Progress
Updated August 23, 2025
Key:
✓ Completed (18)
☐ In the works (45)
* 2026 workplan targets (3)
Better transportation choices combined with more resource-efficient land use
✓ Completed: Approve two-way protected bikeway plus a road diet (four-to-three lane conversion) on Iris Avenue
✓ Completed: Approve two-way protected bikeways plus a road diet on North 30th Avenue (from Arapaho to Diagonal Plaza)
✓ Completed: Approve two-way protected bikeways plus a road diet and other enhancements on Folsom Street
✓ Completed: Approve installation of traffic enforcement cameras on twenty four intersections, including many state-owned roads (resolution 1342)
✓ Completed: Streamline community engagement processes for safety-enhancing transportation projects (resolution 1358)
✓ Completed: Establish a goal of “access to opportunity” to guide transportation and land use planning in city code (ordinance 8702)
✓ Completed: Establish public reporting dashboard for serious injury and fatality traffic crashes (established 2024, available here)
☐ Eliminate minimum parking requirements for developers to enable more housing to be built and reduce the cost of housing that is built
☐ Reform on-street parking pricing and programs to better internalize the cost of driving to drivers and better maintain the use and usability of public right-of-ways
☐ Meaningfully improve the usefulness and user experience of public transit, most importantly by increasing access to frequent transit¹
☐ Create a whole-of-government approach to bike parking to effect meaningfully sustained fewer bike thefts and higher bike use²
☐ Facilitate the increased beneficial use of e-bikes and other battery-electric micromobility devices by planning for travel networks that are appropriate for higher continuous speeds and greater variability within the range of travel speeds while keeping riders of all ages safe and minimizing conflicts with pedestrians on multiuse paths and sidewalks
☐ Develop a visionary commitment to making golf-cart-sized battery electric vehicles work safely and effectively throughout Boulder, and take meaningful steps to make it happen
☐ Establish a maintenance fee to assess at least $6,000,000 of costs of driving directly to drivers, incorporating higher costs for higher impacts
☐Strengthen citywide transportation demand management (TDM) strategies
☐ Incorporate space-efficient land use and transportation choices into the climate action plan, and use that to drive greater investment towards compact-, walkable development
☐ Improve the experience of pedestrians and others outside cars in and around downtown and the civic area
☐ Update design and construction standards (“DCS”) to require wider sidewalks while improving safeguards to ensure full compliance with city code on sidewalks for new private construction and reconstruction of city streets
☐ Change TDM requirements to allow for a cash-in-lieu program that would let the city do projects that create far beyond site boundaries to address the citywide system which could be much more cost-effective
☐ Achieve full implementation of the 24 traffic enforcement cameras approved by resolution 1342 while ensuring maximum safeguards to protect civil liberties
☐ Partner with CU to strengthen efforts to meaningfully increase the number of students who move to Boulder without a car and then thrive once here
☐ Develop a program of education, wayfinding, and support to help visitors and newcomers to Boulder access and have a great experience with non-car travel options, and if driving, to anticipate Boulder’s culture of pedestrians and bicyclists sharing the streets, and keep them safe
☐ Improve safeguards to minimize disruptions to access during periods of construction, especially for bicyclists and pedestrians
Better housing choices
✓ Completed: End discriminatory limits on the number of people who can live together outside of traditional family relationships (ordinance 8651)

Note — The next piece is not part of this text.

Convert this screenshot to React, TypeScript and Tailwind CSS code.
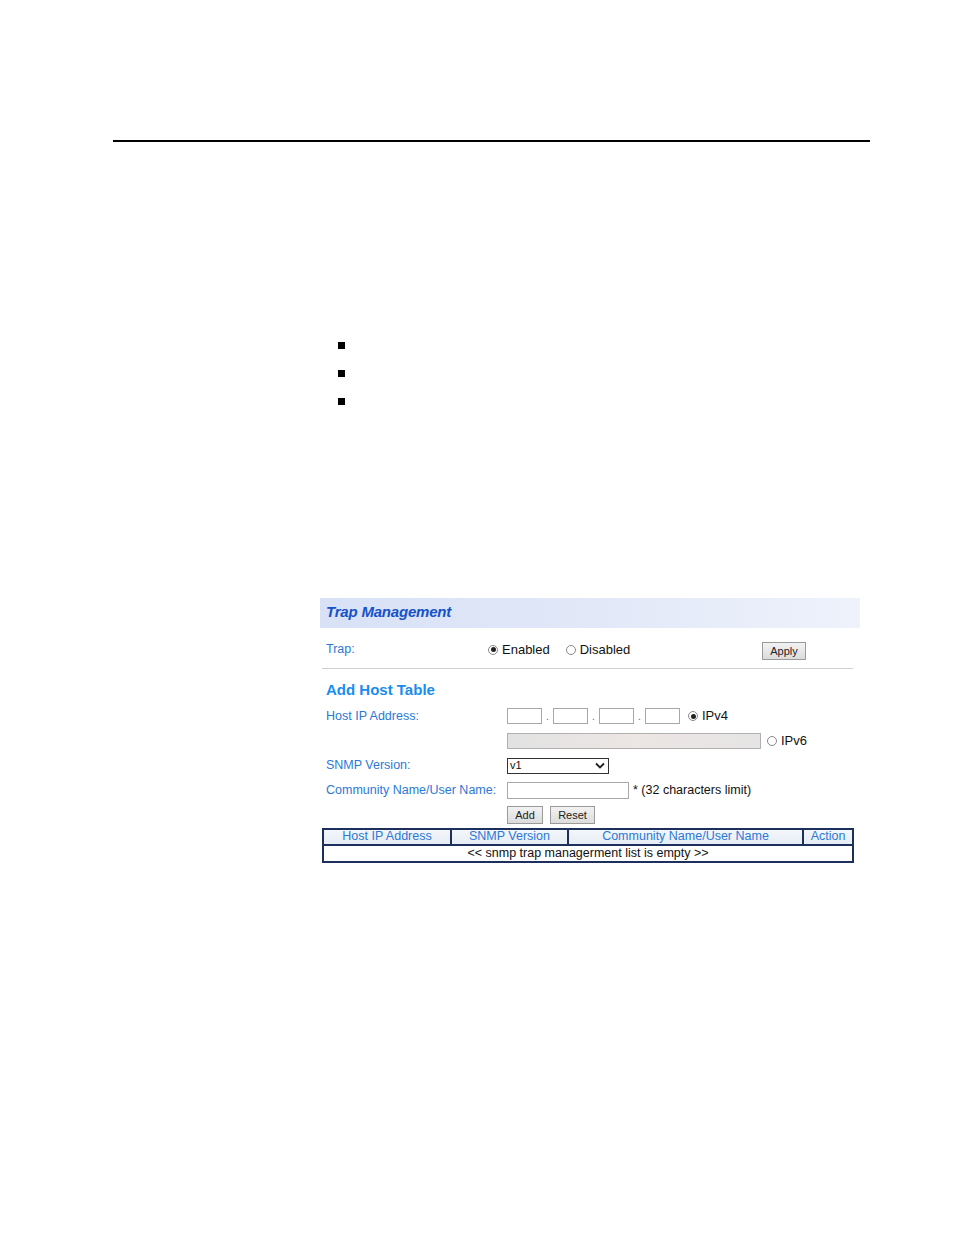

✓ Completed: Change zoning to legalize the conversion of many single-family homes near downtown and transit into duplexes, triplexes, and other infill middle housing, enabling the eventual creation of more than 15,000 additional units (ordinance 8666)
✓ Completed: Adopt a form-based code to enable the eventual construction of around 5,000 new additional in East Boulder (ordinance 8669)
✓ Completed: Eliminate parking and owner-occupancy requirements for accessory dwelling units (ordinance 8651)
✓ Completed: End Boulder’s cap on population growth (ordinance 8600)
✓ Completed: Meaningfully cut red tape in the way of making housing and other development more accessible and affordable (ordinance 8622)
✓ Completed: Establish a package of measure to improve affordability, rights, and quality standards for residents living in mobile homes and manufactured housing (developed throughout 2024 and 2025, presented to council July 24, 2025)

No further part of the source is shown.